I have to forfeit because you are technically correct - but that book is bonkers. Nothing as such is in the 3e corebooks though, and BoED has been discussed to nausea.
That is the exact same quote from the 3e PHB, lol.
Of course, PF1e is an evolution (mostly, I sometimes prefer 3.5 or 3.0 here and there) of 3.5.
 


Have you considered being reasonable about the alignment system? Because, at the moment, your absolutist position on it looks rather like an absolute morality statement, which... well, becomes a bit ironically self-referential.

And also, like, the thread isn't supposed to be about the alignment as depicted in a game published nigh a quarter century ago. 5e moved on. Maybe time for the discussion to do so as well.
 

Have you considered being reasonable about the alignment system?
I answered the question about why the LS Paladin came into being and then replied to challenges toward that analysis. Nothing unreasonable about that.
Because, at the moment, your absolutist position on it looks rather like an absolute morality statement, which... well, becomes a bit ironically self-referential.
In reference to the absolutist morality in the actual books. That's the problem.

But if you say it's done it's done.
 

I have to forfeit because you are technically correct - but that book is bonkers. Nothing as such is in the 3e corebooks though, and BoED has been discussed to nausea.
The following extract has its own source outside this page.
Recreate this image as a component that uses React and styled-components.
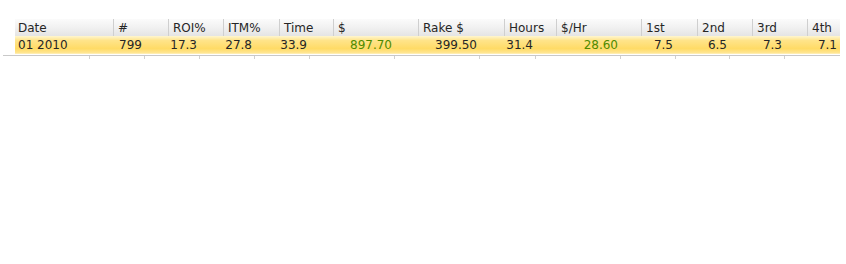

Of course, PF1e is an evolution (mostly, I sometimes prefer 3.5 or 3.0 here and there) of 3.5.
Oh well, if we're just sticking to the PHB when we're talking about 3e alignment, that's fine. I thought it was a discussion about alignment in the edition as a whole. Anyways, my veering into talking about Paladins and alignment is kind of outside the lines of the thread, and I realize just talking about it is like talking about different editions of D&D, Warlords, Monks, Rangers, Psionics, and Katanas- very likely to turn every thread into the same old rehash of every other thread that tackles these topics.

There are many D&D-isms that people have to learn to either live with or ignore. Alignment is one of these- it exists in the pop culture as an eternal source of memes and shorthand for archetypes of people because of D&D, but it really shouldn't because it's woefully inaccurate. See "what alignment is Batman" and other silly debates. You can't define a complex character as fitting into a given alignment save in the most general sense, and this is where I think D&D went wrong. It wants to define characters as being strictly of their given alignment, which isn't how people work. You can, in aggregate, look at a character's actions and say "in general, they are Neutral Good". Great, fantastic, but D&D likes to jump up and down and point to individual incidents to point out how someone isn't an alignment because they did something opposed to the definition of that alignment.

Put another way, only a cartoon character or a maniac is going to run around claiming to be a particular alignment- we're all the heroes of our own stories. Except maybe this guy:
Emirikol.jpg
 



).
I think what the designers failed to do here is to overestimate the common sense available to the average player if this cannot be easily considered at the table.

So now those that interpret differently than you are just too stupid to understand how alignment works?

That’s certainly a take.

As I said, one of the best things 5e did was make alignment entirely a flavor thing with no mechanical impact.

But as far as the op goes, I do believe that this is largely a non-issue, or at least a fading issue. The crusader roots of the paladin have been fading for years. Give it a bit more time and likely they’ll be nothing more than a footnote.